WORK TO COMPLETE:
Each line of the material must be repeated precisely, with the pictures left out.

** Start of RECORDED DATA **

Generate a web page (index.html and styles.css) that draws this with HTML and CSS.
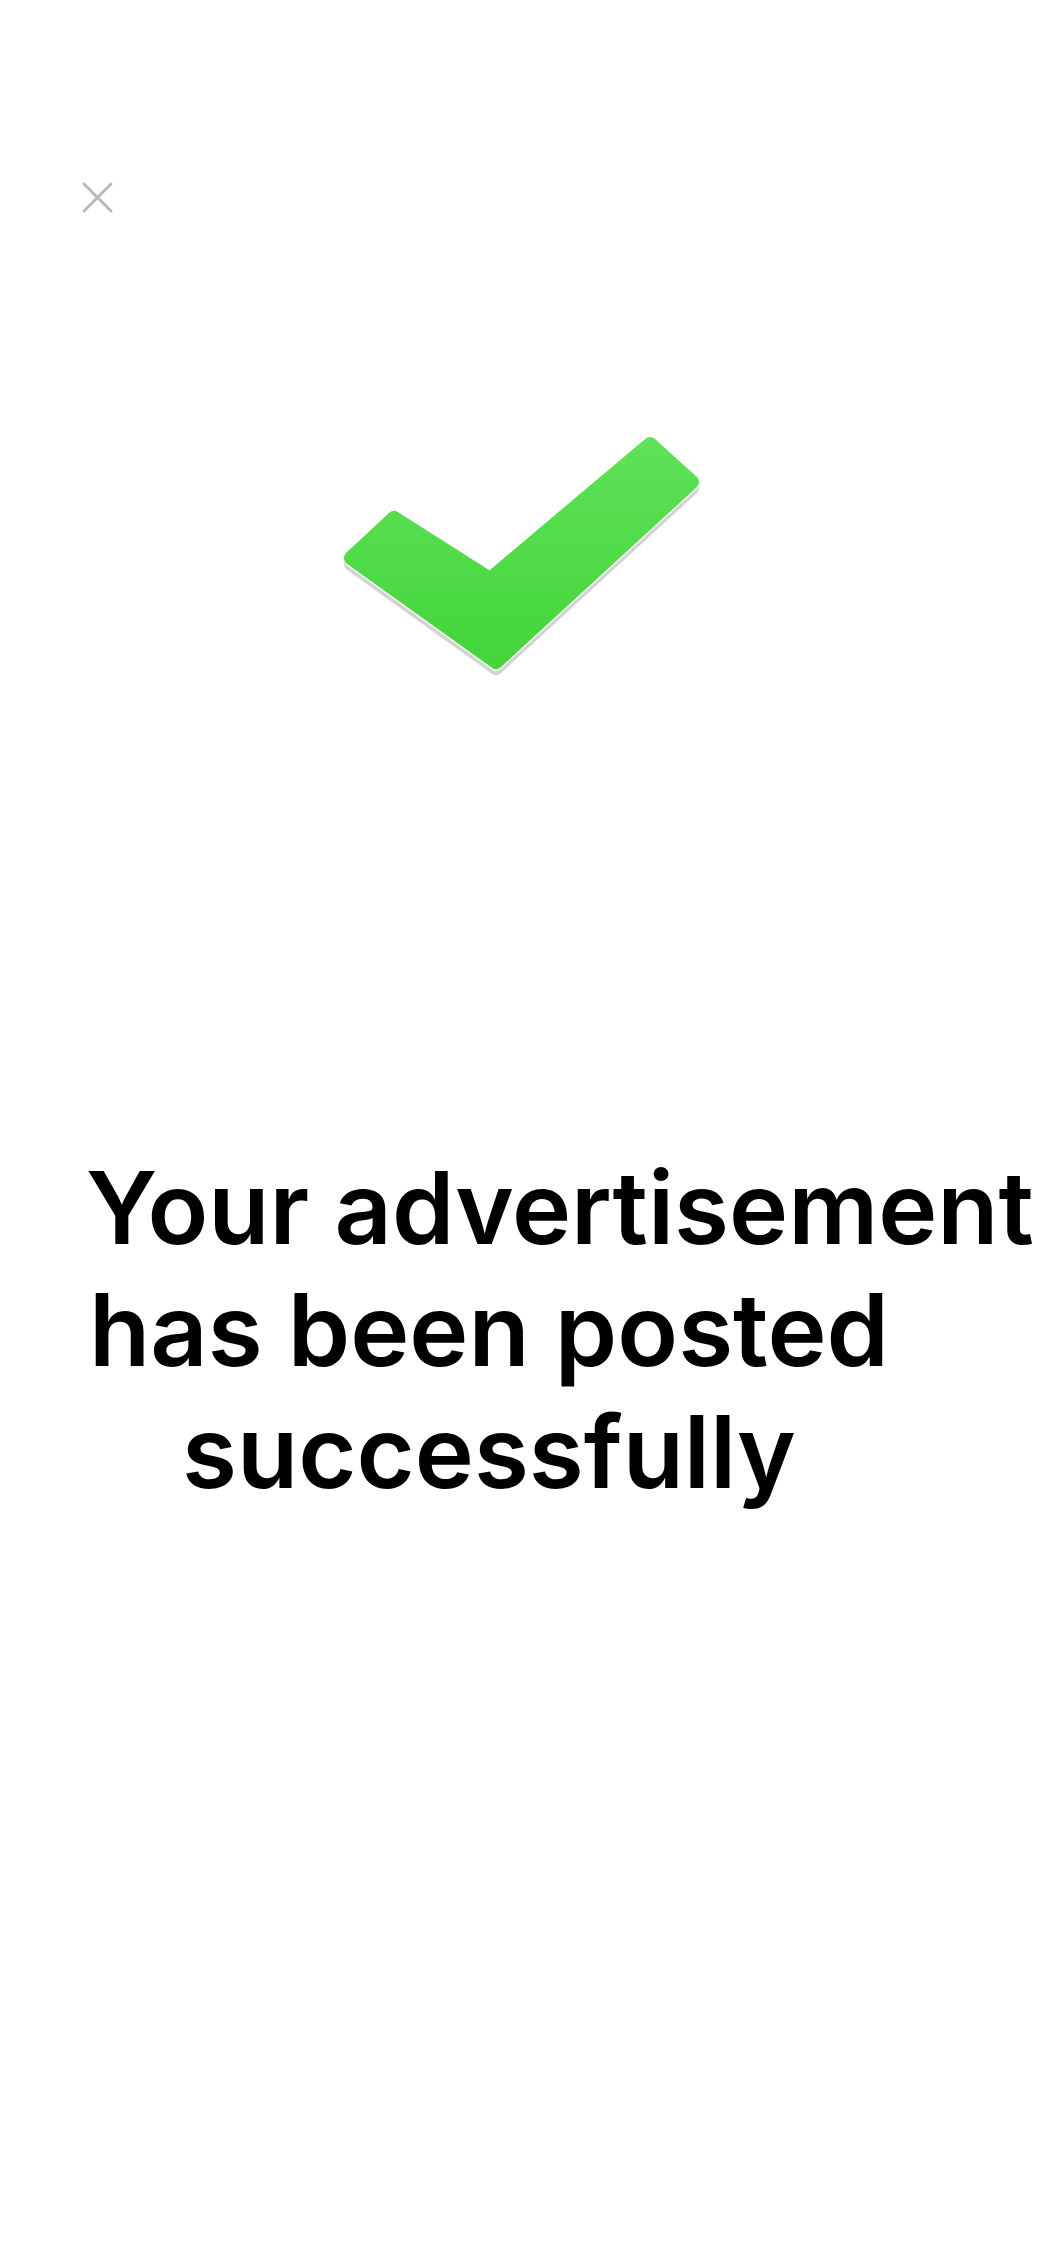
FILE: index.html
```html
<!DOCTYPE html>
<html lang="en">
<head>
<meta charset="utf-8">
<title>Posted</title>
<link rel="stylesheet" href="styles.css">
</head>
<body>
<main class="page">
  <header class="topbar">
    <button class="close" aria-label="Close">
      <svg width="31" height="31" viewBox="0 0 31 31">
        <path d="M2 2 L29 29 M29 2 L2 29" stroke="#b9b9b9" stroke-width="3" stroke-linecap="round" fill="none"/>
      </svg>
    </button>
  </header>
  <div class="check">
    <svg width="370" height="250" viewBox="0 0 370 250">
      <defs>
        <linearGradient id="g" x1="0" y1="0" x2="0" y2="1">
          <stop offset="0" stop-color="#5fe158"/>
          <stop offset="1" stop-color="#43d53a"/>
        </linearGradient>
      </defs>
      <polygon points="58,88 154,149 314,14 356,52 160,232 15,128" transform="translate(0,6)" fill="#d2d2d2" stroke="#d2d2d2" stroke-width="14" stroke-linejoin="round"/>
      <polygon points="58,88 154,149 314,14 356,52 160,232 15,128" transform="translate(0,2)" fill="#f4f4f4" stroke="#f4f4f4" stroke-width="14" stroke-linejoin="round"/>
      <polygon points="58,88 154,149 314,14 356,52 160,232 15,128" fill="url(#g)" stroke="url(#g)" stroke-width="14" stroke-linejoin="round"/>
    </svg>
  </div>
  <h1 class="message">Your&nbsp;advertisement has been posted successfully</h1>
</main>
</body>
</html>
```

FILE: styles.css
```css
html, body {
  margin: 0;
  padding: 0;
  background: #ffffff;
}
.page {
  width: 1042px;
  min-height: 2256px;
  padding-top: 182px;
  box-sizing: border-box;
  font-family: Inter, "Noto Sans", sans-serif;
}
.topbar {
  padding-left: 82px;
  height: 31px;
}
.close {
  display: block;
  padding: 0;
  margin: 0;
  border: 0;
  background: none;
  width: 31px;
  height: 31px;
}
.close svg {
  display: block;
}
.check {
  margin-top: 217px;
  display: flex;
  justify-content: center;
}
.check svg {
  display: block;
}
.message {
  margin: 467px 0 0 86px;
  width: 806px;
  font-size: 100px;
  line-height: 122px;
  font-weight: 600;
  color: #000;
  text-align: center;
  letter-spacing: 0;
}
```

** End of RECORDED DATA **

REPLY:
Generate a web page (index.html and styles.css) that draws this with HTML and CSS.
FILE: index.html
```html
<!DOCTYPE html>
<html lang="en">
<head>
<meta charset="utf-8">
<title>Posted</title>
<link rel="stylesheet" href="styles.css">
</head>
<body>
<main class="page">
  <header class="topbar">
    <button class="close" aria-label="Close">
      <svg width="31" height="31" viewBox="0 0 31 31">
        <path d="M2 2 L29 29 M29 2 L2 29" stroke="#b9b9b9" stroke-width="3" stroke-linecap="round" fill="none"/>
      </svg>
    </button>
  </header>
  <div class="check">
    <svg width="370" height="250" viewBox="0 0 370 250">
      <defs>
        <linearGradient id="g" x1="0" y1="0" x2="0" y2="1">
          <stop offset="0" stop-color="#5fe158"/>
          <stop offset="1" stop-color="#43d53a"/>
        </linearGradient>
      </defs>
      <polygon points="58,88 154,149 314,14 356,52 160,232 15,128" transform="translate(0,6)" fill="#d2d2d2" stroke="#d2d2d2" stroke-width="14" stroke-linejoin="round"/>
      <polygon points="58,88 154,149 314,14 356,52 160,232 15,128" transform="translate(0,2)" fill="#f4f4f4" stroke="#f4f4f4" stroke-width="14" stroke-linejoin="round"/>
      <polygon points="58,88 154,149 314,14 356,52 160,232 15,128" fill="url(#g)" stroke="url(#g)" stroke-width="14" stroke-linejoin="round"/>
    </svg>
  </div>
  <h1 class="message">Your&nbsp;advertisement has been posted successfully</h1>
</main>
</body>
</html>
```

FILE: styles.css
```css
html, body {
  margin: 0;
  padding: 0;
  background: #ffffff;
}
.page {
  width: 1042px;
  min-height: 2256px;
  padding-top: 182px;
  box-sizing: border-box;
  font-family: Inter, "Noto Sans", sans-serif;
}
.topbar {
  padding-left: 82px;
  height: 31px;
}
.close {
  display: block;
  padding: 0;
  margin: 0;
  border: 0;
  background: none;
  width: 31px;
  height: 31px;
}
.close svg {
  display: block;
}
.check {
  margin-top: 217px;
  display: flex;
  justify-content: center;
}
.check svg {
  display: block;
}
.message {
  margin: 467px 0 0 86px;
  width: 806px;
  font-size: 100px;
  line-height: 122px;
  font-weight: 600;
  color: #000;
  text-align: center;
  letter-spacing: 0;
}
```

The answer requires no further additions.